A Texas-based financial advisor has been found guilty of a scheme that involved murdering his client, according to the Department of Justice.
After a one-week jury trial, Keith Todd Ashley was found guilty of wire fraud, mail fraud, carrying a firearm in relation to a crime of violence and bank fraud, according to the DOJ. The federal trial followed Ashley's indictment in state court for murder last year.
Ashley was a financial advisor with Parkland Securities for approximately 18 years, according to his BrokerCheck profile, and also worked as a registered nurse, life insurance agent and owner of a brewery (he was fired from the firm in 2020 and is the subject of a pending FINRA investigation).
During the course of the scheme, Ashley had gone “to great lengths to defraud clients that trusted him,” according to U.S. Attorney Brit Featherston, who called him a “depraved criminal.”
According to the original indictment, Ashley had been defrauding clients for years by soliciting them to buy into unit investment trusts with guaranteed returns, but instead would keep portions of the raised funds for his own use, including spending on his fledgling brewery, at casinos, and credit card, mortgage, student loan and college tuition payments, and other expenses. In total, Ashley had raised more than $1.3 million in investor funds as a result of the schemes.
According to the Fort Worth Star-Telegram, one such client was Ashley’s friend James Seegan. Ashley eventually tried to change the beneficiary of Seegan’s life insurance policy to a trust Ashley controlled.
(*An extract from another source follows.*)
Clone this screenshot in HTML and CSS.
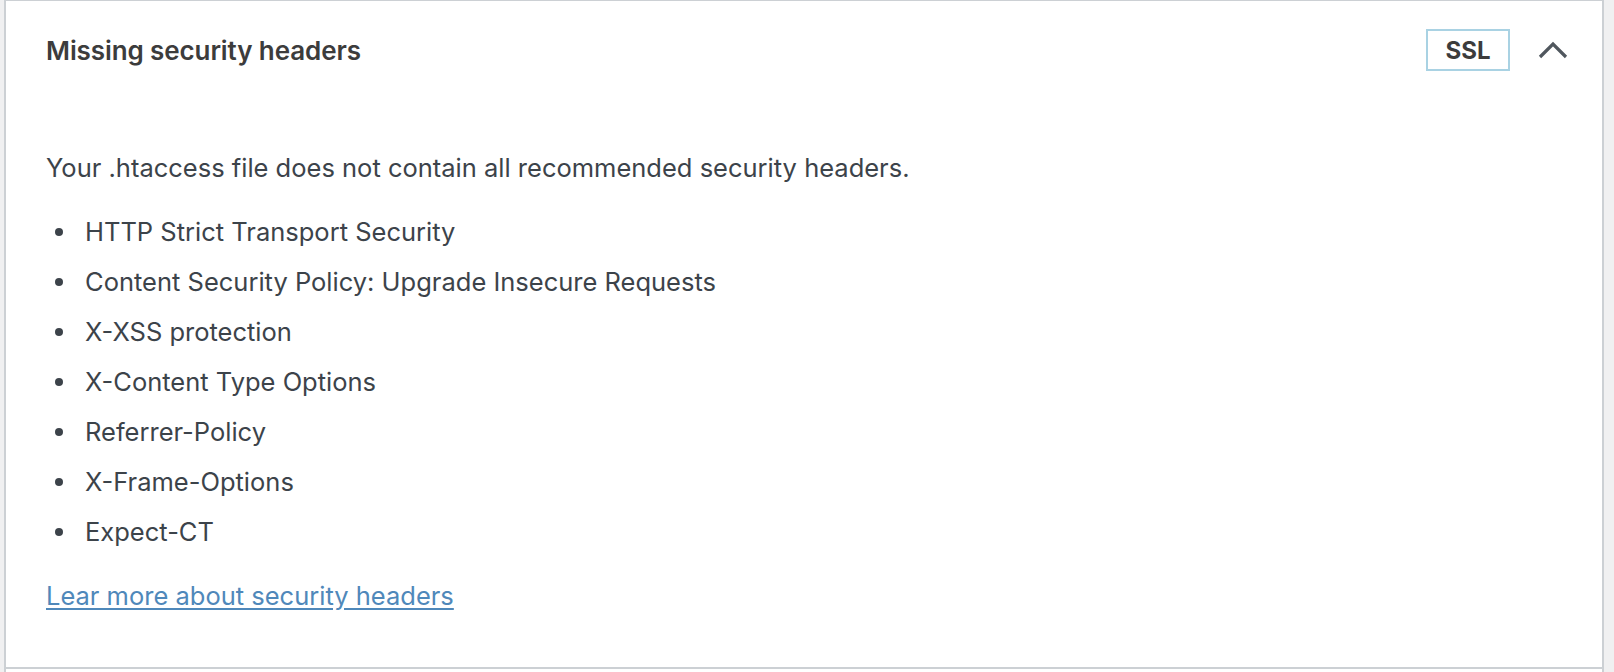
FILE: index.html
```html
<!DOCTYPE html>
<html lang="en">
<head>
<meta charset="utf-8">
<title>Missing security headers</title>
<link rel="stylesheet" href="styles.css">
</head>
<body>
<div class="card">
  <div class="card-header">
    <h2 class="card-title">Missing security headers</h2>
    <div class="card-actions">
      <span class="badge">SSL</span>
      <button class="toggle" aria-label="Collapse">
        <svg width="30" height="18" viewBox="0 0 30 18"><path d="M2 16 L15 3 L28 16" fill="none" stroke="#50575e" stroke-width="3.2"/></svg>
      </button>
    </div>
  </div>
  <div class="card-body">
    <p class="intro">Your .htaccess file does not contain all recommended security headers.</p>
    <ul class="header-list">
      <li>HTTP Strict Transport Security</li>
      <li>Content Security Policy: Upgrade Insecure Requests</li>
      <li>X-XSS protection</li>
      <li>X-Content Type Options</li>
      <li>Referrer-Policy</li>
      <li>X-Frame-Options</li>
      <li>Expect-CT</li>
    </ul>
    <p class="more-line"><a class="more" href="#">Lear more about security headers</a></p>
  </div>
</div>
<div class="card next"></div>
</body>
</html>
```

FILE: styles.css
```css
html, body {
  margin: 0;
  padding: 0;
  background: #f0f0f1;
}
body {
  font-family: Inter, "Noto Sans", sans-serif;
  color: #3c434a;
}
.card {
  margin-left: 4px;
  width: 1596px;
  background: #fff;
  border-top: 1px solid #ccd0d4;
  border-left: 2px solid #ccd0d4;
  border-right: 2px solid #ccd0d4;
  border-bottom: 2px solid #ccd0d4;
}
.card.next {
  height: 3px;
  border-bottom: none;
  border-top: none;
}
.card-header {
  display: flex;
  align-items: center;
  justify-content: space-between;
  height: 98px;
  padding: 0 34px 0 40px;
}
.card-title {
  margin: 0;
  font-size: 26px;
  font-weight: 600;
  color: #3c3c3c;
  letter-spacing: -0.1px;
}
.card-actions {
  display: flex;
  align-items: center;
  gap: 28px;
}
.badge {
  box-sizing: border-box;
  width: 84px;
  height: 42px;
  display: flex;
  align-items: center;
  justify-content: center;
  border: 2px solid #a9d2e3;
  font-size: 24px;
  font-weight: 700;
  color: #3c3c3c;
}
.toggle {
  border: 0;
  background: none;
  padding: 0;
  width: 30px;
  height: 18px;
  display: block;
}
.toggle svg { display: block; }
.card-body {
  padding: 54px 40px 56px;
  font-size: 25.5px;
}
.intro {
  margin: 0 0 34px;
  line-height: 30px;
}
.header-list {
  margin: 0;
  padding: 0;
  list-style: none;
}
.header-list li {
  display: flex;
  align-items: center;
  line-height: 30px;
  margin-bottom: 20px;
}
.header-list li:last-child {
  margin-bottom: 34px;
}
.header-list li::before {
  content: "";
  flex: none;
  width: 8px;
  height: 8px;
  border-radius: 50%;
  background: #3c434a;
  margin-left: 9px;
  margin-right: 22px;
}
.more-line {
  margin: 0;
  line-height: 30px;
}
.more {
  color: #4f88ba;
  text-decoration: underline;
  text-underline-offset: 3px;
}
```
On Feb. 19, 2020, Seegan was found dead in his home with a handgun in his left hand (though Seegan’s wife told police he was right-handed), with a typed suicide note, including that Ashley would “help” Seegan’s wife, according to reporting from the Star-Telegram. Upon investigating, detectives found video footage showing Ashley had visited Seegan’s house that day, leaving after an hour but returning a few minutes later.
Ashley was reportedly the only person to visit until Seegan’s wife found her dead husband later that day. The cops also ran drug screen tests on Seegan, finding he had Etomidate in his system, which is an anesthetic agent used by medical professionals that can quickly knock someone out, according to the Star-Telegram.
Police determined Ashley had killed Seegan and tried to make it look like a suicide, the Star-Telegram reported.
According to the Justice Department, Ashley still tried to collect on the life insurance policy, transferred funds from Seegan’s bank account to himself, and even tried to get a copy of Seegan’s autopsy report.
“By plotting and causing the death of one client to steal his money, Ashley committed the ultimate betrayal of trust and decency and the jury saw Ashley for who he is, a con-artist who would go so far as murder to get what he wanted,” Featherston said.
Ashley faces life in prison as a result of the conviction, according to the DOJ.